Write out each line that follows exactly as it stands, without the pictures.

== == ==

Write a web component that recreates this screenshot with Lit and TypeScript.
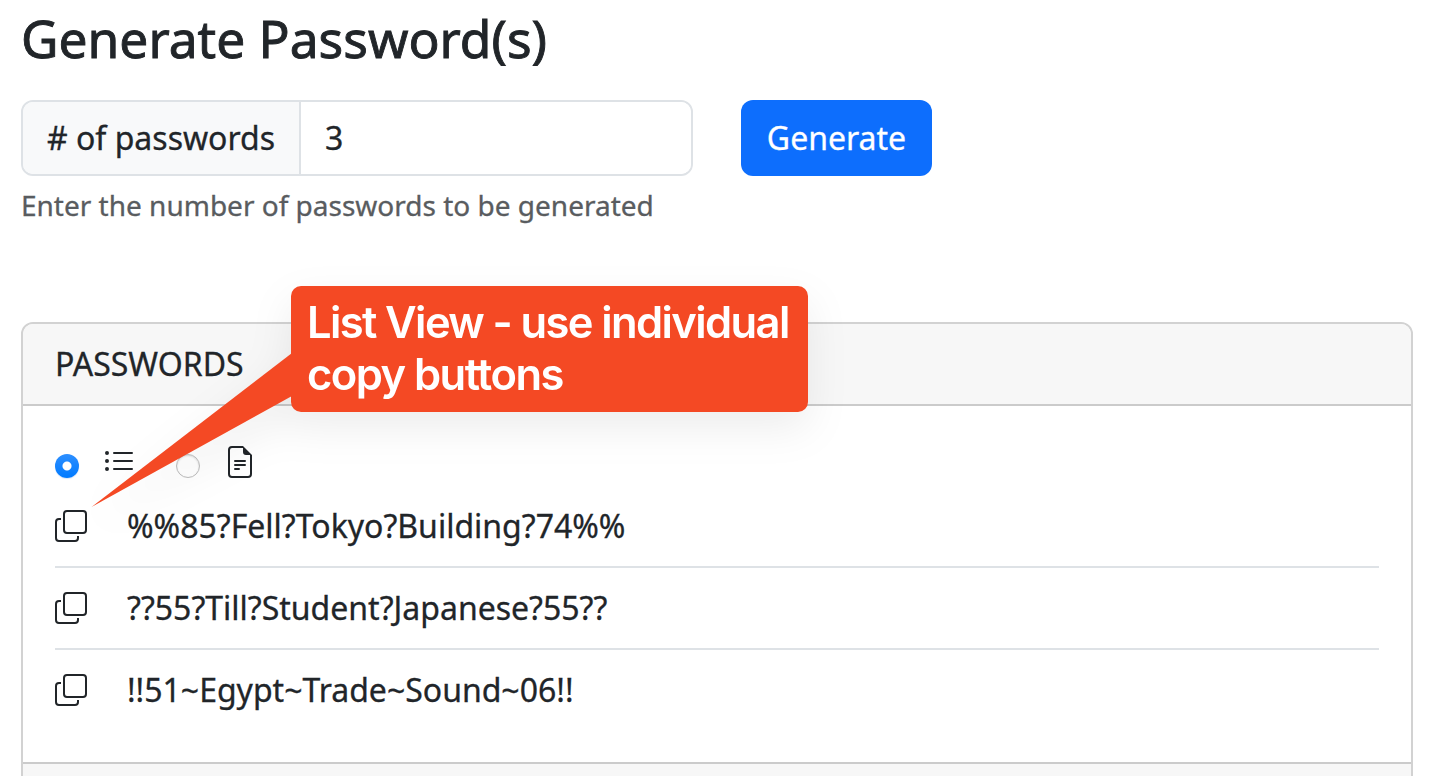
import { LitElement, html, css, svg } from "lit";
import { customElement, property, state } from "lit/decorators.js";

const ICONS = {
  list: svg`<path fill-rule="evenodd" d="M5 11.5a.5.5 0 0 1 .5-.5h9a.5.5 0 0 1 0 1h-9a.5.5 0 0 1-.5-.5m0-4a.5.5 0 0 1 .5-.5h9a.5.5 0 0 1 0 1h-9a.5.5 0 0 1-.5-.5m0-4a.5.5 0 0 1 .5-.5h9a.5.5 0 0 1 0 1h-9a.5.5 0 0 1-.5-.5m-3 1a1 1 0 1 0 0-2 1 1 0 0 0 0 2m0 4a1 1 0 1 0 0-2 1 1 0 0 0 0 2m0 4a1 1 0 1 0 0-2 1 1 0 0 0 0 2"/>`,
  file: svg`<path d="M5.5 7a.5.5 0 0 0 0 1h5a.5.5 0 0 0 0-1zM5 9.5a.5.5 0 0 1 .5-.5h5a.5.5 0 0 1 0 1h-5a.5.5 0 0 1-.5-.5m0 2a.5.5 0 0 1 .5-.5h2a.5.5 0 0 1 0 1h-2a.5.5 0 0 1-.5-.5"/><path d="M9.5 0H4a2 2 0 0 0-2 2v12a2 2 0 0 0 2 2h8a2 2 0 0 0 2-2V4.500zm0 1v2A1.500 1.500 0 0 0 11 4.500h2V14a1 1 0 0 1-1 1H4a1 1 0 0 1-1-1V2a1 1 0 0 1 1-1z"/>`,
  copy: svg`<path fill-rule="evenodd" d="M4 2a2 2 0 0 1 2-2h8a2 2 0 0 1 2 2v8a2 2 0 0 1-2 2H6a2 2 0 0 1-2-2zm2-1a1 1 0 0 0-1 1v8a1 1 0 0 0 1 1h8a1 1 0 0 0 1-1V2a1 1 0 0 0-1-1zM2 5a1 1 0 0 0-1 1v8a1 1 0 0 0 1 1h8a1 1 0 0 0 1-1v-1h1v1a2 2 0 0 1-2 2H2a2 2 0 0 1-2-2V6a2 2 0 0 1 2-2h1v1z"/>`,
};

@customElement("ui-icon")
class UiIcon extends LitElement {
  @property() name: keyof typeof ICONS = "copy";
  static styles = css`
    :host { display: block; width: 32px; height: 32px; flex: none; }
    svg { display: block; fill: #212529; }
  `;
  render() {
    return html`<svg width="32" height="32" viewBox="0 0 16 16">${ICONS[this.name]}</svg>`;
  }
}

@customElement("call-out")
class CallOut extends LitElement {
  static styles = css`
    :host {
      display: block; position: absolute; left: 91px; top: 286px;
      width: 717px; height: 222px; pointer-events: none;
      filter: drop-shadow(0 16px 20px rgba(0, 0, 0, 0.07));
    }
    .box {
      box-sizing: border-box; width: 517px; height: 126px; margin-left: 200px;
      padding: 10px 0 0 16px; border-radius: 10px; background: #f44924;
      font: 600 43.5px/52px Inter, sans-serif; color: #fff; white-space: nowrap;
      -webkit-text-stroke: 0;
    }
    .first { display: block; letter-spacing: -1.62px; }
    .second { display: block; letter-spacing: -1.55px; }
    .tail { position: absolute; left: 0; top: 0; fill: #f44924; }
  `;
  render() {
    return html`
      <svg class="tail" width="210" height="222"><path d="M0.500 221L201 67V110Z"/></svg>
      <div class="box">
        <span class="first">List View - use individual</span>
        <span class="second">copy buttons</span>
      </div>`;
  }
}

@customElement("app-root")
class AppRoot extends LitElement {
  @state() passwords = [
    "%%85?Fell?Tokyo?Building?74%%",
    "??55?Till?Student?Japanese?55??",
    "!!51~Egypt~Trade~Sound~06!!",
  ];

  static styles = css`
    :host {
      display: block; position: relative; box-sizing: border-box;
      height: 776px; overflow: hidden; padding: 6px 25px 0 21px;
      background: #fff; color: #212529;
      font: 400 32px/48px "Noto Sans", sans-serif;
      -webkit-text-stroke: 0.3px;
    }
    * { box-sizing: border-box; }
    h1 { margin: 0 0 30px; font-size: 51.5px; font-weight: 400; line-height: 64px; white-space: nowrap; -webkit-text-stroke: 0.9px; }
    .form { display: flex; gap: 48px; height: 76px; }
    .group { display: flex; width: 672px; border: 2px solid #dee2e6; border-radius: 12px; overflow: hidden; }
    .label { width: 278px; padding: 12px 0 0 24px; background: #f8f9fa; border-right: 2px solid #dee2e6; white-space: nowrap; }
    input { flex: 1; min-width: 0; border: 0; outline: 0; padding: 0 24px; font: inherit; color: inherit; background: #fff; }
    button.generate { width: 191px; border: 0; border-radius: 12px; padding: 0; background: #0d6efd; color: #fff; font: inherit; }
    .help { margin-top: 8px; height: 42px; font-size: 28px; line-height: 42px; color: #595c5f; white-space: nowrap; }
    .card { margin-top: 96px; border: 2px solid #d2d2d2; border-radius: 12px; overflow: hidden; height: 520px; }
    .head { height: 82px; padding: 16px 32px; background: #f7f7f7; border-bottom: 2px solid #cbcbcb; }
    .body { padding: 32px; }
    .views { display: flex; height: 48px; padding-top: 8px; }
    .radio { flex: none; width: 24px; height: 24px; margin-top: 8px; border-radius: 50%; border: 1px solid #bdbdbd; background: #fff; box-shadow: inset 0 1px 2px rgba(0, 0, 0, 0.14); }
    .radio.on { border: 0; background: radial-gradient(circle, #fff 4px, transparent 5px), linear-gradient(#2d8fff, #007aff); box-shadow: 0 1px 1px rgba(0, 80, 200, 0.15); }
    .view { display: flex; gap: 24px; width: 121px; }
    .view + .view { gap: 23.5px; }
    .row { display: flex; align-items: center; gap: 40px; height: 82px; border-bottom: 2px solid #dee2e6; white-space: nowrap; }
    .row:last-child { height: 80px; border: 0; }
    .foot { height: 40px; background: #f7f7f7; border-top: 2px solid #cbcbcb; }
  `;

  render() {
    return html`
      <h1>Generate Password(s)</h1>
      <div class="form">
        <div class="group">
          <span class="label"># of passwords</span>
          <input type="text" value="3" />
        </div>
        <button class="generate">Generate</button>
      </div>
      <div class="help">Enter the number of passwords to be generated</div>
      <section class="card">
        <div class="head">PASSWORDS</div>
        <div class="body">
          <div class="views">
            <div class="view"><span class="radio on"></span><ui-icon name="list"></ui-icon></div>
            <div class="view"><span class="radio"></span><ui-icon name="file"></ui-icon></div>
          </div>
          ${this.passwords.map((p) => html`<div class="row"><ui-icon name="copy"></ui-icon><span>${p}</span></div>`)}
        </div>
        <div class="foot"></div>
      </section>
      <call-out></call-out>`;
  }
}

== == ==

- The output:
Write a web component that recreates this screenshot with Lit and TypeScript.
import { LitElement, html, css, svg } from "lit";
import { customElement, property, state } from "lit/decorators.js";

const ICONS = {
  list: svg`<path fill-rule="evenodd" d="M5 11.5a.5.5 0 0 1 .5-.5h9a.5.5 0 0 1 0 1h-9a.5.5 0 0 1-.5-.5m0-4a.5.5 0 0 1 .5-.5h9a.5.5 0 0 1 0 1h-9a.5.5 0 0 1-.5-.5m0-4a.5.5 0 0 1 .5-.5h9a.5.5 0 0 1 0 1h-9a.5.5 0 0 1-.5-.5m-3 1a1 1 0 1 0 0-2 1 1 0 0 0 0 2m0 4a1 1 0 1 0 0-2 1 1 0 0 0 0 2m0 4a1 1 0 1 0 0-2 1 1 0 0 0 0 2"/>`,
  file: svg`<path d="M5.5 7a.5.5 0 0 0 0 1h5a.5.5 0 0 0 0-1zM5 9.5a.5.5 0 0 1 .5-.5h5a.5.5 0 0 1 0 1h-5a.5.5 0 0 1-.5-.5m0 2a.5.5 0 0 1 .5-.5h2a.5.5 0 0 1 0 1h-2a.5.5 0 0 1-.5-.5"/><path d="M9.5 0H4a2 2 0 0 0-2 2v12a2 2 0 0 0 2 2h8a2 2 0 0 0 2-2V4.500zm0 1v2A1.500 1.500 0 0 0 11 4.500h2V14a1 1 0 0 1-1 1H4a1 1 0 0 1-1-1V2a1 1 0 0 1 1-1z"/>`,
  copy: svg`<path fill-rule="evenodd" d="M4 2a2 2 0 0 1 2-2h8a2 2 0 0 1 2 2v8a2 2 0 0 1-2 2H6a2 2 0 0 1-2-2zm2-1a1 1 0 0 0-1 1v8a1 1 0 0 0 1 1h8a1 1 0 0 0 1-1V2a1 1 0 0 0-1-1zM2 5a1 1 0 0 0-1 1v8a1 1 0 0 0 1 1h8a1 1 0 0 0 1-1v-1h1v1a2 2 0 0 1-2 2H2a2 2 0 0 1-2-2V6a2 2 0 0 1 2-2h1v1z"/>`,
};

@customElement("ui-icon")
class UiIcon extends LitElement {
  @property() name: keyof typeof ICONS = "copy";
  static styles = css`
    :host { display: block; width: 32px; height: 32px; flex: none; }
    svg { display: block; fill: #212529; }
  `;
  render() {
    return html`<svg width="32" height="32" viewBox="0 0 16 16">${ICONS[this.name]}</svg>`;
  }
}

@customElement("call-out")
class CallOut extends LitElement {
  static styles = css`
    :host {
      display: block; position: absolute; left: 91px; top: 286px;
      width: 717px; height: 222px; pointer-events: none;
      filter: drop-shadow(0 16px 20px rgba(0, 0, 0, 0.07));
    }
    .box {
      box-sizing: border-box; width: 517px; height: 126px; margin-left: 200px;
      padding: 10px 0 0 16px; border-radius: 10px; background: #f44924;
      font: 600 43.5px/52px Inter, sans-serif; color: #fff; white-space: nowrap;
      -webkit-text-stroke: 0;
    }
    .first { display: block; letter-spacing: -1.62px; }
    .second { display: block; letter-spacing: -1.55px; }
    .tail { position: absolute; left: 0; top: 0; fill: #f44924; }
  `;
  render() {
    return html`
      <svg class="tail" width="210" height="222"><path d="M0.500 221L201 67V110Z"/></svg>
      <div class="box">
        <span class="first">List View - use individual</span>
        <span class="second">copy buttons</span>
      </div>`;
  }
}

@customElement("app-root")
class AppRoot extends LitElement {
  @state() passwords = [
    "%%85?Fell?Tokyo?Building?74%%",
    "??55?Till?Student?Japanese?55??",
    "!!51~Egypt~Trade~Sound~06!!",
  ];

  static styles = css`
    :host {
      display: block; position: relative; box-sizing: border-box;
      height: 776px; overflow: hidden; padding: 6px 25px 0 21px;
      background: #fff; color: #212529;
      font: 400 32px/48px "Noto Sans", sans-serif;
      -webkit-text-stroke: 0.3px;
    }
    * { box-sizing: border-box; }
    h1 { margin: 0 0 30px; font-size: 51.5px; font-weight: 400; line-height: 64px; white-space: nowrap; -webkit-text-stroke: 0.9px; }
    .form { display: flex; gap: 48px; height: 76px; }
    .group { display: flex; width: 672px; border: 2px solid #dee2e6; border-radius: 12px; overflow: hidden; }
    .label { width: 278px; padding: 12px 0 0 24px; background: #f8f9fa; border-right: 2px solid #dee2e6; white-space: nowrap; }
    input { flex: 1; min-width: 0; border: 0; outline: 0; padding: 0 24px; font: inherit; color: inherit; background: #fff; }
    button.generate { width: 191px; border: 0; border-radius: 12px; padding: 0; background: #0d6efd; color: #fff; font: inherit; }
    .help { margin-top: 8px; height: 42px; font-size: 28px; line-height: 42px; color: #595c5f; white-space: nowrap; }
    .card { margin-top: 96px; border: 2px solid #d2d2d2; border-radius: 12px; overflow: hidden; height: 520px; }
    .head { height: 82px; padding: 16px 32px; background: #f7f7f7; border-bottom: 2px solid #cbcbcb; }
    .body { padding: 32px; }
    .views { display: flex; height: 48px; padding-top: 8px; }
    .radio { flex: none; width: 24px; height: 24px; margin-top: 8px; border-radius: 50%; border: 1px solid #bdbdbd; background: #fff; box-shadow: inset 0 1px 2px rgba(0, 0, 0, 0.14); }
    .radio.on { border: 0; background: radial-gradient(circle, #fff 4px, transparent 5px), linear-gradient(#2d8fff, #007aff); box-shadow: 0 1px 1px rgba(0, 80, 200, 0.15); }
    .view { display: flex; gap: 24px; width: 121px; }
    .view + .view { gap: 23.5px; }
    .row { display: flex; align-items: center; gap: 40px; height: 82px; border-bottom: 2px solid #dee2e6; white-space: nowrap; }
    .row:last-child { height: 80px; border: 0; }
    .foot { height: 40px; background: #f7f7f7; border-top: 2px solid #cbcbcb; }
  `;

  render() {
    return html`
      <h1>Generate Password(s)</h1>
      <div class="form">
        <div class="group">
          <span class="label"># of passwords</span>
          <input type="text" value="3" />
        </div>
        <button class="generate">Generate</button>
      </div>
      <div class="help">Enter the number of passwords to be generated</div>
      <section class="card">
        <div class="head">PASSWORDS</div>
        <div class="body">
          <div class="views">
            <div class="view"><span class="radio on"></span><ui-icon name="list"></ui-icon></div>
            <div class="view"><span class="radio"></span><ui-icon name="file"></ui-icon></div>
          </div>
          ${this.passwords.map((p) => html`<div class="row"><ui-icon name="copy"></ui-icon><span>${p}</span></div>`)}
        </div>
        <div class="foot"></div>
      </section>
      <call-out></call-out>`;
  }
}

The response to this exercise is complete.